1. Joe Namath – Broadway Joe did a couple of things to move the game into the modern era. He signed a $400,000 contract with the upstart AFL, which pushed the 2 leagues into merger talks, then solidified the credibility of the new league by first guaranteeing, then delivering, a shocking upset win over the Colts in Super Bowl III.

2. Deacon Jones – David “Deacon” Jones revolutionized the way defense was played in pro football during his career. He was the first to use the term “sack” to describe tackling the opposing quarterback for a loss while attempting to pass. During his playing days, the “sack” wasn’t kept as an official statistic, but in the 1967 and 1968 seasons he recorded 50 of them, an unbelievable total never matched since the stat has been kept officially. Jones, nicknamed “The Secretary of Defense”, also used the “head slap” on opposing offensive linemen trying to block him, a tactic that has since been outlawed from the game. He is, in my opinion, the greatest defensive player in the history of the game.

3. Jim Brown – Brown, as an NFL running back in the late ’50s and ’60s, was a physical freak of nature. His combination of size and speed had never been seen before, and he was a dominant force in the pro game during the 9 seasons he played, changing the way the game was played. Brown actually played the fullback position, which in today’s game is pretty much relegated to nothing more than a blocking back. Brown, with his size, is one player from his era who, if transported through time and dropped into today’s NFL, could easily not only thrive, but dominate. There is no question that he changed the game.

4. Pete Gogolak –  when he entered the pro game by joining the AFL’s Buffalo Bills in 1964, no one had any idea how much of an impact the Hungarian-born Gogolak would have on the future of the game. He was pro football’s first soccer-style placekicker. Before he arrived on the scene, kickers in pro ball were straight-on kickers, and usually played another position on the team, like George Blanda (quarterback) and Lou Groza (tackle). Gogolak introduced specialization to the placekicker position, and the game was changed forever.

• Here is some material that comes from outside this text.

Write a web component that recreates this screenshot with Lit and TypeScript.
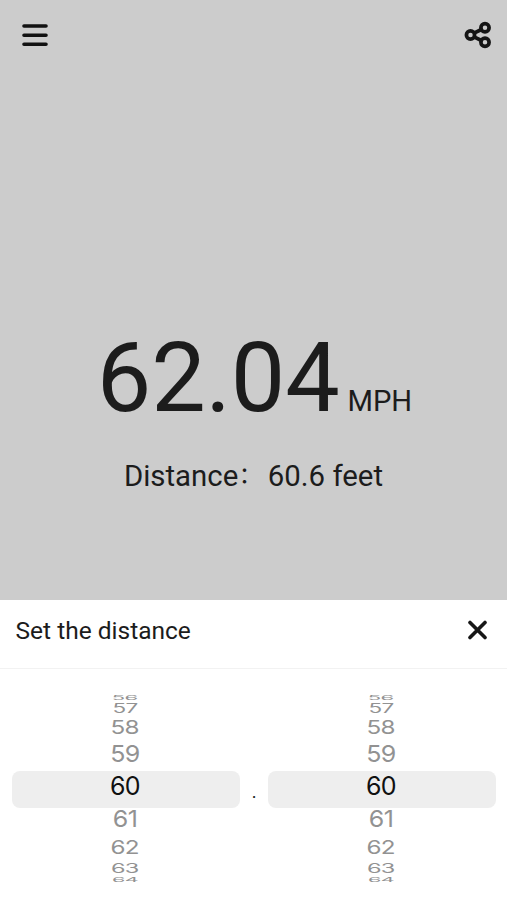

5. Steve Tasker – in the late 1980s, Tasker joined the Buffalo Bills, became a terror on kick coverage teams, and revolutionized the “gunner” position on those teams. Tasker’s coach, Marv Levy, was a former special teams coach and made special teams just as important of a unit on those Bills’ teams as the offense and defense. It’s because of how Tasker revolutionized playing the “Bomb Squads” that today, a special teamer is added to the Pro Bowl teams every year, and for the first time ever, special teamers are being discussed seriously as Hall of Fame-worthy players.